The rapid technological development and the capital accumulation among world telecommunication giants has highly affected this industrial structure and compelled the government to be sensitive towards the global trends.
Many observers are of the same opinion that the main trends affecting the telecommunication and multimedia sectors are competition, convergency, consolidation and globalization.
But the fast development often places the government in a position of only reacting toward the powers of the economic players, in particular in the forming and carrying out its policies. This is especially true given the fact that the government is also a shareholder in the state-owned telecommunication corporations.
This is why the public believes Indonesia needs an independent regulating body which is capable of effecting competition and focusing its concern only on the growth of the industry and improvement of services.
Leong Keng Thai, Director General of the Telecommunication Authority of Singapore, who was chosen by the readers of Telecom Asia magazine as 1999's Best National Regulator in Asia and Australia, underlines that such an independent body should be enhanced with an authority and clear mission to make fair regulations.
Given the presence of multi-operators in the industry, we need regulations that can keep up with principles such as "equal access", "inter-operability" and "inter-connectivity", protection in competing, security for interconnection with major suppliers, the establishment of criteria and the granting of impartial and transparent licenses. It is these principles that are emphasized in the World Trade Organization (WTO) negotiations.
The promulgation of Law No. 36/1999 on Telecommunication in lieu of Law No. 3/1989 provides a solid basis for developing this industry if immediately followed by its implementing directives.
The two laws are factually part of the government's answer to developments in the telecommunication technology and public demands for improvement of services in this sector.
Private participations ranging from direct international connections, satellite utilization to cell telephones including fixed lines through operation cooperation have started soon after the birth of Law No. 3/1989.
But they have been limited to concession sharing, slightly taking Telkom's exclusive rights as organizing agency. Therefrom emerged the industrial structure as we observe today, but there is still a monopoly at the fixed telephone, 'duopoly' at the direct international connection and oligopoly at the cell phone services.
Whereas the new law sparks a strong liberalization signal.
With a softer outlook on the trends of regional and global developments -- where the government's control is considered more simplified -- there is a new meaning in the government's policy.
The new law provides arrangement, supervision and control by heeding the views prevailing in the society and global development.
The law also does away with discrimination between state-owned and private telecommunication operators. This means that although state operators still have their monopoly until a given time, now any company can plunge into this industry as a full operator and eventually as a full network service provider without involving the shares of state operators.
The new law aims at transparency in granting licenses. Previously the government tended to give priority to its cronies, so there were groups of companies receiving more than one operating license for different technology and their market share became much bigger.

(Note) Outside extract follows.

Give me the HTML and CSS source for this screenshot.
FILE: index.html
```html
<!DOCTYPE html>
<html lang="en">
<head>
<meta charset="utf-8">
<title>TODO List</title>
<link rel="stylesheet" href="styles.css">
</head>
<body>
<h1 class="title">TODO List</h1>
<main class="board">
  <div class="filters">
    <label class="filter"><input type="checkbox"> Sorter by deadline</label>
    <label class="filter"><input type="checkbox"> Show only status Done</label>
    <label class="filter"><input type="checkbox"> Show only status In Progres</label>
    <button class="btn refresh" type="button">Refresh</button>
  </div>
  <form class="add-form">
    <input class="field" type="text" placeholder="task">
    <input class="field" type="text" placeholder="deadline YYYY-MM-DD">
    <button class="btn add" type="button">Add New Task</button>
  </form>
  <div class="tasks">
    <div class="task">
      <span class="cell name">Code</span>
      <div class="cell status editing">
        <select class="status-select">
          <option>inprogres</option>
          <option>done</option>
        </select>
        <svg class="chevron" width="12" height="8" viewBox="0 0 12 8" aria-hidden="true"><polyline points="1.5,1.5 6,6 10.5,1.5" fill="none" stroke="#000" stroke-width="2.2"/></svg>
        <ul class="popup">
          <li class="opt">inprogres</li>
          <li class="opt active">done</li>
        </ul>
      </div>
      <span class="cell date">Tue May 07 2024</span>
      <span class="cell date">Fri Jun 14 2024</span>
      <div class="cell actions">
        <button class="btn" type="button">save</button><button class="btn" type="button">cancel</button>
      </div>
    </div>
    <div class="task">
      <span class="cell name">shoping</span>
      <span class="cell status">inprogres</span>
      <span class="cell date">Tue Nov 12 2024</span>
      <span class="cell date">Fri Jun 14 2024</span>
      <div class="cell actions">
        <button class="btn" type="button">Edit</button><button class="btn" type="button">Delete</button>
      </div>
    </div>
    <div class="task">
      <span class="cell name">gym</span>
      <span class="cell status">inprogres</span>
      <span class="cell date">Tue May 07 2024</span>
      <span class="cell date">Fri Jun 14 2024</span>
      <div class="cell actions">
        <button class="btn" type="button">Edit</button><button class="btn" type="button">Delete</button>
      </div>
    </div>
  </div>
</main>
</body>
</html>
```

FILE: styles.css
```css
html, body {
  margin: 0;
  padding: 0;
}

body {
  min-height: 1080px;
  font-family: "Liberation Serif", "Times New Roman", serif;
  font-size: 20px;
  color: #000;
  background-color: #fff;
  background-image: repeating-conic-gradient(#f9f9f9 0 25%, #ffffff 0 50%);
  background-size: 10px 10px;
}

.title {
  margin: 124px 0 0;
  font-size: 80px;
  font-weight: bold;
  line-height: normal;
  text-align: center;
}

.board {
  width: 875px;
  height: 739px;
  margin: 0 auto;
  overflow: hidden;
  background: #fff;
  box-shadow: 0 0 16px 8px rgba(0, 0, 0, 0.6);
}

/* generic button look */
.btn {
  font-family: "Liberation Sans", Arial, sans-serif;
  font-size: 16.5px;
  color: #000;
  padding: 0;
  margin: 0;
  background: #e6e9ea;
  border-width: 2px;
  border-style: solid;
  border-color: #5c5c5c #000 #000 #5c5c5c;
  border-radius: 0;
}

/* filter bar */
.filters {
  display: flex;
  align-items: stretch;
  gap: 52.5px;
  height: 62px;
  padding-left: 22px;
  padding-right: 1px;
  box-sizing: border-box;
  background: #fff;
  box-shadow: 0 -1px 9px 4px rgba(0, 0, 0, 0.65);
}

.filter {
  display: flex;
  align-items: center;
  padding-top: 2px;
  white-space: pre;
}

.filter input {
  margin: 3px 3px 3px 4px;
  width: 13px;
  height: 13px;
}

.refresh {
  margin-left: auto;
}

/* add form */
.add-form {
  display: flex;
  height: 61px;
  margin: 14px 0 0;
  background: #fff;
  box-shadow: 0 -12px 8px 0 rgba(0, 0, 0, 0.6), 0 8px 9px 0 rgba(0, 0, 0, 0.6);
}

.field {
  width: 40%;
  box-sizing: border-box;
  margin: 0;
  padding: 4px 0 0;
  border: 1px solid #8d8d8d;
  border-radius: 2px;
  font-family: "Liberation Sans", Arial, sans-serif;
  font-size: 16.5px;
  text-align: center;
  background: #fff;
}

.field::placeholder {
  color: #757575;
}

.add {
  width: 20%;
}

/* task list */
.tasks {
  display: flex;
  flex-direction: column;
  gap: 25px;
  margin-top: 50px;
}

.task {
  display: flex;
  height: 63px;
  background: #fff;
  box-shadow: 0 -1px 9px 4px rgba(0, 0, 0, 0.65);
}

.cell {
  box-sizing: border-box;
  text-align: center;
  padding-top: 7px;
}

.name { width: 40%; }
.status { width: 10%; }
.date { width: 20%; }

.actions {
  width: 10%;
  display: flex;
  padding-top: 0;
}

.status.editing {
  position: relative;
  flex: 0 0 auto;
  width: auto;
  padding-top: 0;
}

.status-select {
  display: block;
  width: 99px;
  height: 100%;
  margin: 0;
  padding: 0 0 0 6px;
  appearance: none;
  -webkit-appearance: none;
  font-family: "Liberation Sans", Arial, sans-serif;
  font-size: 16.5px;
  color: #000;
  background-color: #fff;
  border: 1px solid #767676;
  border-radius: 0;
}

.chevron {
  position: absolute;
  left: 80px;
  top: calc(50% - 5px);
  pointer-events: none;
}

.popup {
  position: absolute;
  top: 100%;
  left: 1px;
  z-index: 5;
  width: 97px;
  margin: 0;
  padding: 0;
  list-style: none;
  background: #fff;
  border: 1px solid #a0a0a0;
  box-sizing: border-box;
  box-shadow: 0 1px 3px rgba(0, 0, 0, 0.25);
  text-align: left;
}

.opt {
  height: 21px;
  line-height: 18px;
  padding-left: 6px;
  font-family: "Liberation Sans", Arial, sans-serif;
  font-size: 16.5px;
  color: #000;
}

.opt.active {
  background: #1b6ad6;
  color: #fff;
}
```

The new law also shows a strong mission in improving services for clients, as indicated in provisions on the rights of claiming indemnity by clients if inflicted by the operator and the operators cannot prove that the client's loss is not due to its mistake.
This burden of reverse proving can hurt the operators, especially if the regulating body does not immediately establish standards of service.
With the enactment of the Law on Consumers' Protection as of April, 2000 it's quite possible that operators will encounter a number of consumers' claims either on the basis of direct losses or consequential damages.
The new law, however, must really be followed up by implementing directives. We should not leave a vacuum which in the past was often abused to enact policies that deviated from the spirit of the law.
Among the needed directives are the government regulations (PP) on licensing and requirements of telecommunication operators, on the standard of services, on the procedure for claiming and settlement of indemnity, and on the interconnection of telecommunication networks. No less important is the establishment of a regulation against unfair competition.
The directives are needed, without delay, in order to provide legal certainty and incentives for foreign investors.
The writer is a Denpasar-based lawyer and observer of telecommunication industry.